Le ministre des Finances et du Budget, Cheikh Diba, a annoncé que le Sénégal lancera bientôt des Diaspora-Bonds. Ces obligations citoyennes, destinées exclusivement aux Sénégalais de l’extérieur, seront proposées dans le cadre du prochain Appel Public à l’Épargne (APE) prévu le 18 septembre 2025. L’objectif est clair : mobiliser directement l’épargne de la diaspora pour financer des projets structurants, en faisant d’elle un acteur privilégié de la transformation nationale.
L’idée des Diaspora Bonds est à saluer. Elle permet à l’État de mobiliser une épargne abondante et souvent disponible, tout en associant la diaspora au développement national.
Les rendements proposés sont généralement très intéressants. On aurait même pu envisager des taux plus bas, car le patriotisme et la foi religieuse de nombreux Sénégalais auraient suffi à motiver leur souscription, sans qu’il soit nécessaire d’offrir des conditions aussi généreuses.
Les Diaspora Bonds libellés en franc CFA présentent un attrait particulier. Le CFA étant arrimé à l’euro, le risque de change est quasi nul dans ce cas. C’est à la fois un choix rationnel pour l’investisseur et un acte patriotique pour soutenir la stabilité de notre monnaie.
Si les obligations sont émises en dollar, le risque de change n’est pas éliminé :
Si le dollar se déprécie, la valeur des coupons (intérêts) baisse en CFA.

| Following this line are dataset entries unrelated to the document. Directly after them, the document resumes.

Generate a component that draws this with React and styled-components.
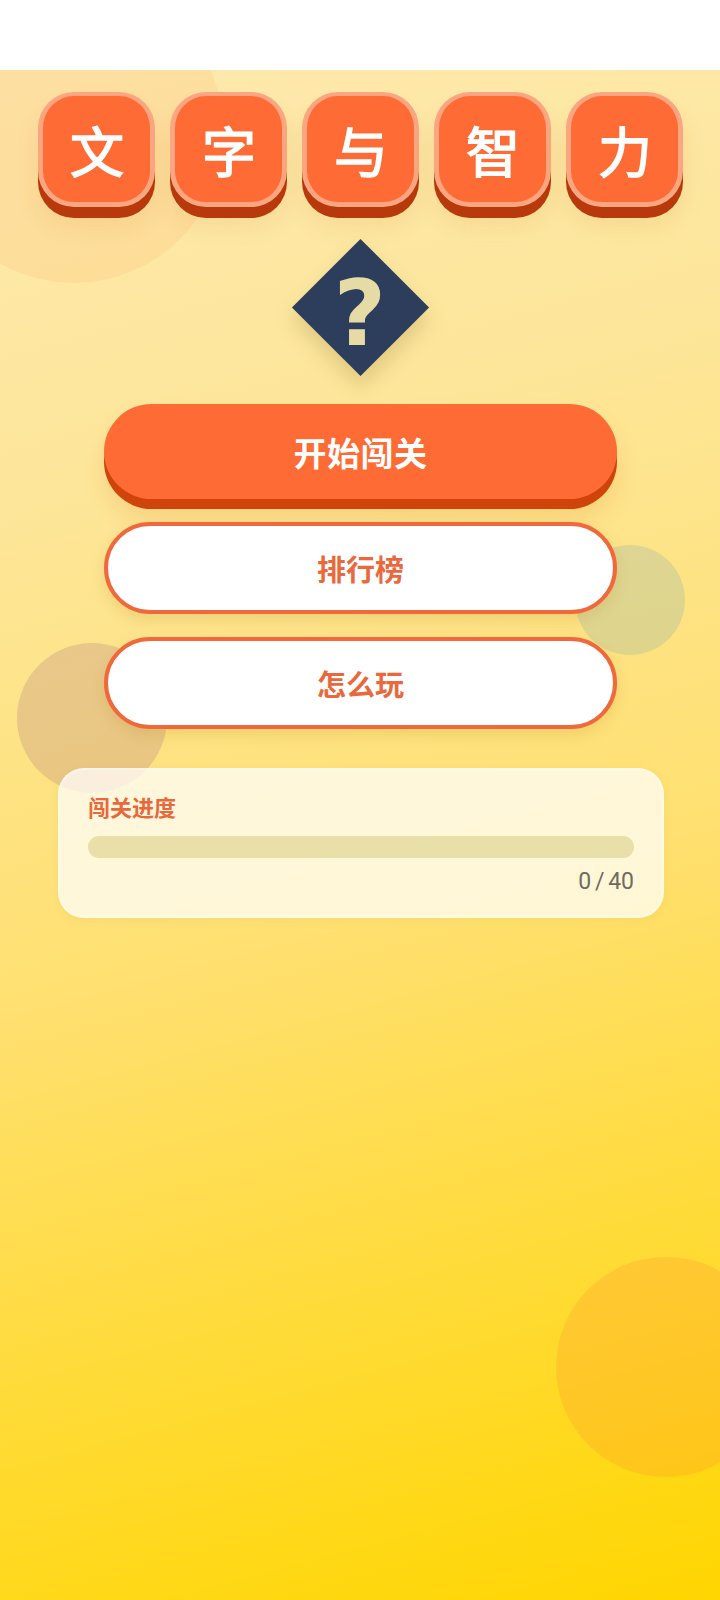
import styled, { createGlobalStyle } from 'styled-components';

const GlobalStyle = createGlobalStyle`
    html, body {
        margin: 0;
        padding: 0;
        background: #fff;
    }
    * {
        box-sizing: border-box;
    }
`;

const Page = styled.div`
    width: 720px;
    height: 1600px;
    display: flex;
    flex-direction: column;
    font-family: "Noto Sans CJK SC", "Noto Sans", sans-serif;
`;

const StatusBar = styled.div`
    height: 70px;
    flex-shrink: 0;
    background: #fff;
`;

const Screen = styled.main`
    position: relative;
    flex: 1;
    overflow: hidden;
    display: flex;
    flex-direction: column;
    align-items: center;
    padding-top: 22px;
    background: linear-gradient(165deg, #fde9ae 0%, #fde69a 25%, #ffe070 55%, #ffd600 100%);
`;

const Bubble = styled.div`
    position: absolute;
    left: ${(p) => p.$x - p.$size / 2}px;
    top: ${(p) => p.$y - p.$size / 2}px;
    width: ${(p) => p.$size}px;
    height: ${(p) => p.$size}px;
    border-radius: 50%;
    background: ${(p) => p.$color};
`;

const TitleRow = styled.div`
    position: relative;
    display: flex;
    gap: 15px;
`;

const Tile = styled.div`
    width: 117px;
    height: 115px;
    padding: 2px 0 0 2px;
    display: flex;
    align-items: center;
    justify-content: center;
    border: 5px solid #fba680;
    border-top-width: 4px;
    border-radius: 36px;
    background: #ff6b35;
    color: #fff;
    font-size: 54px;
    font-weight: 400;
    -webkit-text-stroke: 1.5px #fff;
    line-height: 1;
    box-shadow: 0 11px 0 #b8390b, 0 18px 24px rgba(200, 110, 30, 0.12);
`;

const Badge = styled.div`
    position: relative;
    width: 97px;
    height: 97px;
    margin-top: 52px;
    margin-left: 1px;
    display: flex;
    align-items: center;
    justify-content: center;
    background: #2c3e5c;
    transform: rotate(45deg);
    box-shadow: 8px 8px 20px rgba(120, 100, 30, 0.22);
`;

// the badge is turned 45deg, so the offset here runs along its diagonal
const BadgeMark = styled.span`
    transform: translate(4.5px, 4.5px) rotate(-45deg);
    color: #e6dba5;
    font-family: "DejaVu Sans", sans-serif;
    font-size: 90px;
    font-weight: 700;
    line-height: 1;
`;

const Menu = styled.nav`
    position: relative;
    margin-top: 48px;
    margin-left: 1px;
    width: 513px;
    display: flex;
    flex-direction: column;
    gap: 23px;
`;

const PrimaryButton = styled.button`
    height: 95px;
    border: none;
    border-radius: 48px;
    background: #ff6b35;
    color: #fff;
    font: 700 33px "Noto Sans CJK SC", sans-serif;
    letter-spacing: 0.5px;
    box-shadow: 0 10px 0 #cf440b, 0 18px 24px rgba(220, 120, 30, 0.2);
`;

const SecondaryButton = styled.button`
    height: 92px;
    border: 4px solid #f0683c;
    border-radius: 46px;
    background: #fff;
    color: #e9683c;
    font: 700 29px "Noto Sans CJK SC", sans-serif;
    box-shadow: 0 6px 14px rgba(170, 130, 30, 0.18);
`;

const ProgressCard = styled.section`
    position: relative;
    width: 606px;
    height: 150px;
    margin-top: 39px;
    margin-left: 2px;
    padding: 23px 28px 0;
    border: 2px solid rgba(255, 255, 255, 0.35);
    border-radius: 26px;
    background: rgba(255, 255, 255, 0.72);
    box-shadow: 0 2px 8px rgba(120, 140, 60, 0.08);
    display: flex;
    flex-direction: column;
`;

const ProgressLabel = styled.div`
    color: #e9683c;
    font-size: 22px;
    font-weight: 700;
    line-height: 26px;
`;

const ProgressTrack = styled.div`
    height: 22px;
    margin-top: 17px;
    border-radius: 11px;
    background: #e8e0a8;
    overflow: hidden;
`;

const ProgressFill = styled.div`
    height: 100%;
    background: #ff6b35;
`;

const ProgressCount = styled.div`
    margin-top: 10px;
    text-align: right;
    color: #6f6b62;
    font-family: Roboto, sans-serif;
    font-size: 23px;
    word-spacing: -2px;
    line-height: 28px;
`;

const titleChars = ['文', '字', '与', '智', '力'];
const bubbles = [
    { x: 74, y: 133, size: 300, color: 'rgba(255, 140, 60, 0.1)' },
    { x: 630, y: 600, size: 110, color: 'rgba(93, 162, 192, 0.2)' },
    { x: 92, y: 718, size: 150, color: 'rgba(150, 90, 130, 0.2)' },
    { x: 666, y: 1367, size: 220, color: 'rgba(255, 130, 50, 0.2)' },
];

const level = 0;
const total = 40;

const App = () => {
    return (
        <>
            <GlobalStyle />
            <Page>
                <StatusBar />
                <Screen>
                    {bubbles.map((b) => (
                        <Bubble key={b.x} $x={b.x} $y={b.y - 70} $size={b.size} $color={b.color} />
                    ))}
                    <TitleRow>
                        {titleChars.map((c) => (
                            <Tile key={c}>{c}</Tile>
                        ))}
                    </TitleRow>
                    <Badge>
                        <BadgeMark>?</BadgeMark>
                    </Badge>
                    <Menu>
                        <PrimaryButton>开始闯关</PrimaryButton>
                        <SecondaryButton>排行榜</SecondaryButton>
                        <SecondaryButton>怎么玩</SecondaryButton>
                    </Menu>
                    <ProgressCard>
                        <ProgressLabel>闯关进度</ProgressLabel>
                        <ProgressTrack>
                            <ProgressFill style={{ width: `${(level / total) * 100}%` }} />
                        </ProgressTrack>
                        <ProgressCount>{level} / {total}</ProgressCount>
                    </ProgressCard>
                </Screen>
            </Page>
        </>
    );
};

export default App;
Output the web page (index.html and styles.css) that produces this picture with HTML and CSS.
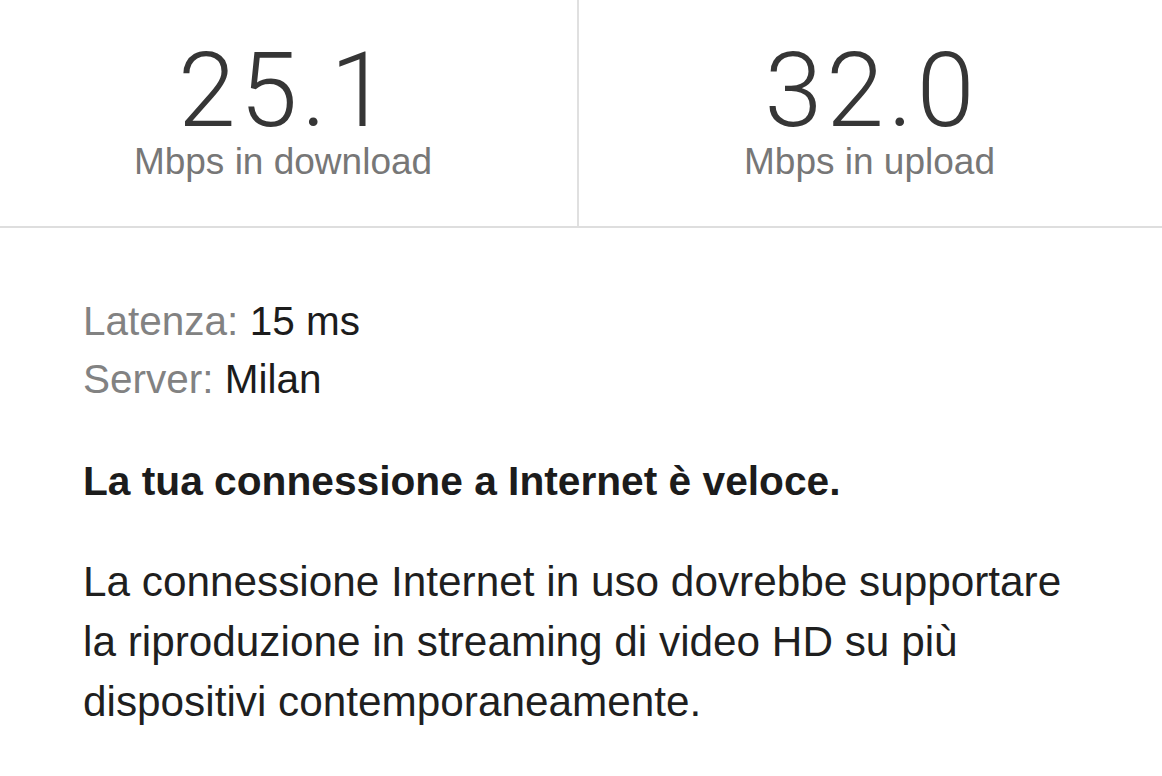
FILE: index.html
```html
<!DOCTYPE html>
<html lang="it">
<head>
<meta charset="utf-8">
<title>Speed test</title>
<link rel="stylesheet" href="styles.css">
</head>
<body>
<section class="stats">
  <div class="stat stat-down">
    <div class="stat-value">25.1</div>
    <div class="stat-label">Mbps in download</div>
  </div>
  <div class="stat stat-up">
    <div class="stat-value">32.0</div>
    <div class="stat-label">Mbps in upload</div>
  </div>
</section>
<section class="details">
  <div class="meta">
    <div class="meta-row"><span class="meta-key">Latenza:</span> <span class="meta-val">15 ms</span></div>
    <div class="meta-row"><span class="meta-key">Server:</span> <span class="meta-val">Milan</span></div>
  </div>
  <p class="verdict">La tua connessione a Internet è veloce.</p>
  <p class="desc">La connessione Internet in uso dovrebbe supportare la riproduzione in streaming di video HD su più dispositivi contemporaneamente.</p>
</section>
</body>
</html>
```

FILE: styles.css
```css
* { box-sizing: border-box; }
html, body { margin: 0; padding: 0; background: #fff; }
body {
  font-family: "Liberation Sans", Arial, sans-serif;
  color: #1d1d1f;
  width: 1162px;
}
.stats {
  display: grid;
  grid-template-columns: 577px 1fr;
  border-bottom: 2px solid #dedede;
}
.stat {
  height: 226px;
  padding-top: 41px;
  display: flex;
  flex-direction: column;
  align-items: center;
}
.stat-down {
  border-right: 2px solid #e0e0e0;
  padding-right: 11px;
  width: 579px;
}
.stat-value {
  font-family: "Roboto", "Liberation Sans", sans-serif;
  font-weight: 300;
  font-size: 104px;
  line-height: 100px;
  letter-spacing: 4px;
  margin-right: -4px;
  color: #363636;
}
.stat-label {
  font-size: 37px;
  line-height: 42px;
  color: #777;
}
.details {
  padding: 64px 70px 0 83px;
}
.meta-row {
  font-size: 40.5px;
  line-height: 58px;
}
.meta-key { color: #828282; }
.meta-val { color: #1c1c1c; }
.verdict {
  margin: 44px 0 0;
  font-size: 40.7px;
  line-height: 58px;
  font-weight: 700;
  color: #1c1c1c;
}
.desc {
  margin: 42px 0 0;
  font-size: 42.3px;
  line-height: 60px;
  color: #1f1f1f;
}
```
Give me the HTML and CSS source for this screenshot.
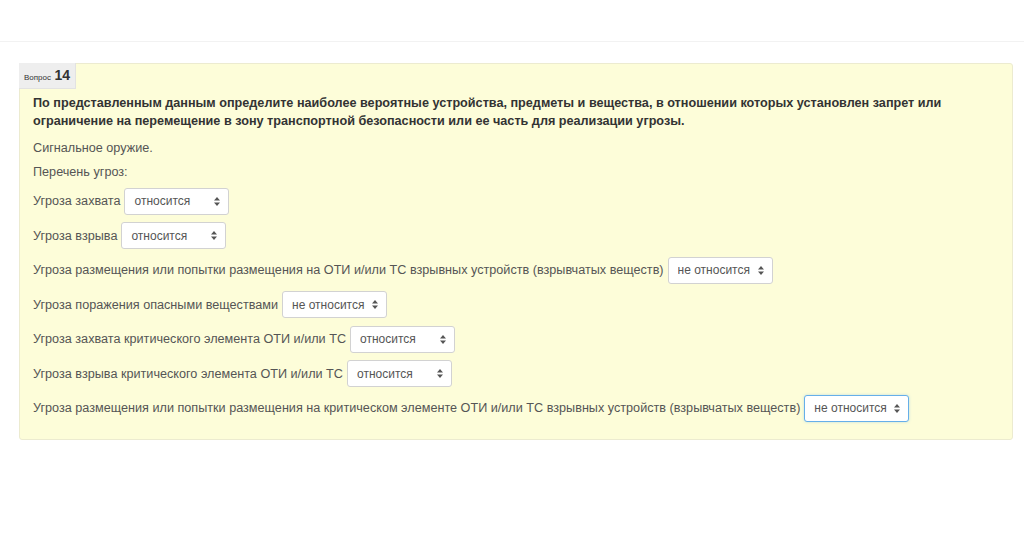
FILE: index.html
```html
<!DOCTYPE html>
<html>
<head>
    <title>Вопрос 14</title>
    <meta name="viewport" content="width=device-width, initial-scale=1.0">
    <link rel="stylesheet" href="styles.css">
</head>
<body>
    <div class="topbar"></div>

    <div class="que">
        <div class="info">
            <span class="lbl">Вопрос</span> <span class="qno">14</span>
        </div>
        <div class="content">
            <div class="qtext">
                По представленным данным определите наиболее вероятные устройства, предметы и вещества, в отношении которых установлен запрет или ограничение на перемещение в зону транспортной безопасности или ее часть для реализации угрозы.
            </div>
            <p class="line">Сигнальное оружие.</p>
            <p class="line">Перечень угроз:</p>

            <div class="rows">
                <div class="row">
                    <span class="text">Угроза захвата</span>
                    <span class="sel"><select><option>относится</option><option>не относится</option></select>
                        <svg class="arr" viewBox="0 0 6 9" width="6" height="9"><path d="M3 0L6 3.5H0zM3 9L0 5.5H6z"/></svg></span>
                </div>
                <div class="row">
                    <span class="text">Угроза взрыва</span>
                    <span class="sel"><select><option>относится</option><option>не относится</option></select>
                        <svg class="arr" viewBox="0 0 6 9" width="6" height="9"><path d="M3 0L6 3.5H0zM3 9L0 5.5H6z"/></svg></span>
                </div>
                <div class="row">
                    <span class="text">Угроза размещения или попытки размещения на ОТИ и/или ТС взрывных устройств (взрывчатых веществ)</span>
                    <span class="sel"><select><option>не относится</option><option>относится</option></select>
                        <svg class="arr" viewBox="0 0 6 9" width="6" height="9"><path d="M3 0L6 3.5H0zM3 9L0 5.5H6z"/></svg></span>
                </div>
                <div class="row">
                    <span class="text">Угроза поражения опасными веществами</span>
                    <span class="sel"><select><option>не относится</option><option>относится</option></select>
                        <svg class="arr" viewBox="0 0 6 9" width="6" height="9"><path d="M3 0L6 3.5H0zM3 9L0 5.5H6z"/></svg></span>
                </div>
                <div class="row">
                    <span class="text">Угроза захвата критического элемента ОТИ и/или ТС</span>
                    <span class="sel"><select><option>относится</option><option>не относится</option></select>
                        <svg class="arr" viewBox="0 0 6 9" width="6" height="9"><path d="M3 0L6 3.5H0zM3 9L0 5.5H6z"/></svg></span>
                </div>
                <div class="row">
                    <span class="text">Угроза взрыва критического элемента ОТИ и/или ТС</span>
                    <span class="sel"><select><option>относится</option><option>не относится</option></select>
                        <svg class="arr" viewBox="0 0 6 9" width="6" height="9"><path d="M3 0L6 3.5H0zM3 9L0 5.5H6z"/></svg></span>
                </div>
                <div class="row">
                    <span class="text">Угроза размещения или попытки размещения на критическом элементе ОТИ и/или ТС взрывных устройств (взрывчатых веществ)</span>
                    <span class="sel"><select class="focus"><option>не относится</option><option>относится</option></select>
                        <svg class="arr" viewBox="0 0 6 9" width="6" height="9"><path d="M3 0L6 3.5H0zM3 9L0 5.5H6z"/></svg></span>
                </div>
            </div>
        </div>
    </div>
</body>
</html>
```

FILE: styles.css
```css
body {
    margin: 0;
    background-color: #fff;
    font-family: 'Liberation Sans', Arial, sans-serif;
    font-size: 12.65px;
    color: #555;
}

.topbar {
    height: 41px;
    border-bottom: 1px solid #f2f2f2;
}

.que {
    margin: 21px 11px 0 19px;
    background-color: #fdfdd9;
    border: 1px solid #ecebd0;
    border-radius: 3px;
}

.info {
    display: inline-block;
    background-color: #eeeeee;
    border-right: 1px solid #e2e2e2;
    border-bottom: 1px solid #e2e2e2;
    padding: 4px 5px;
    height: 17px;
    line-height: 17px;
    color: #333;
    margin: -1px 0 0 -1px;
}

.info .lbl {
    font-size: 8px;
}

.info .qno {
    font-size: 14px;
    font-weight: bold;
}

.content {
    padding: 5px 13px 17px 13px;
}

.qtext {
    font-weight: bold;
    color: #333;
    line-height: 18px;
    margin-bottom: 9px;
}

.line {
    margin: 0 0 6px 0;
    line-height: 18px;
}

.rows {
    display: flex;
    flex-direction: column;
    gap: 7.5px;
    margin-top: 6.5px;
}

.row {
    display: flex;
    align-items: center;
    gap: 4px;
}

.sel {
    position: relative;
    display: inline-block;
}

.sel select {
    appearance: none;
    -webkit-appearance: none;
    display: block;
    width: 105px;
    height: 27px;
    padding: 0 0 0 9px;
    font-family: 'Liberation Sans', Arial, sans-serif;
    font-size: 12px;
    color: #555;
    background-color: #fff;
    border: 1px solid #d2d2d2;
    border-radius: 3px;
}

.sel select.focus {
    border-color: #66afe9;
    box-shadow: 0 0 3px rgba(102, 175, 233, 0.4);
}

.sel .arr {
    position: absolute;
    right: 9px;
    top: 9px;
    fill: #555;
    pointer-events: none;
}
```
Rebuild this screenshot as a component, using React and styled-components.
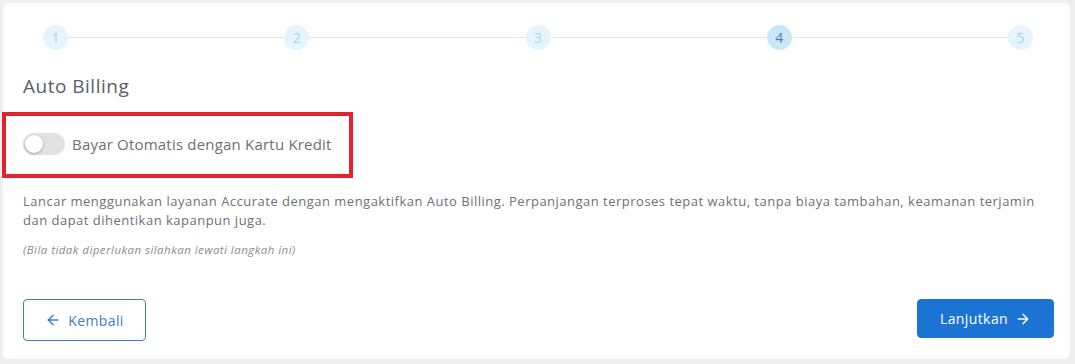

Si le dollar perd de la valeur au moment du remboursement du capital, la diaspora subit une perte tandis que l’État réalise une plus-value.
À l’inverse, une appréciation du dollar profite à la diaspora mais entraîne une moins-value pour les finances publiques.
Dans tous les cas, ce mécanisme transfère le risque de change entre l’État et sa diaspora. Mais au niveau global, c’est le Sénégal qui gagne : l’un profite, l’autre compense, et la collectivité nationale y trouve son compte. Comme on le dit bien chez nous : « Deureum bi guénoul galgui ».
Au-delà des prêts, la diaspora peut aussi devenir actionnaire dans des projets lucratifs et visibles. Dans ce cas, les ressortissants d’un terroir donné seront particulièrement motivés à participer au développement local. On peut imaginer :
une centrale solaire,
un péage traversant leur terroir,
un hôpital semi-privé,
une ferme villageoise moderne.
Ce type d’investissement renforcerait à la fois le sentiment d’appartenance et l’impact direct sur les populations.
Ainsi, les Diaspora Bonds ne doivent pas seulement être un instrument de financement de la dette, mais un véritable levier de développement partagé. L’État y gagne en ressources, la diaspora en revenus et en fierté, et le pays en infrastructures et en emplois.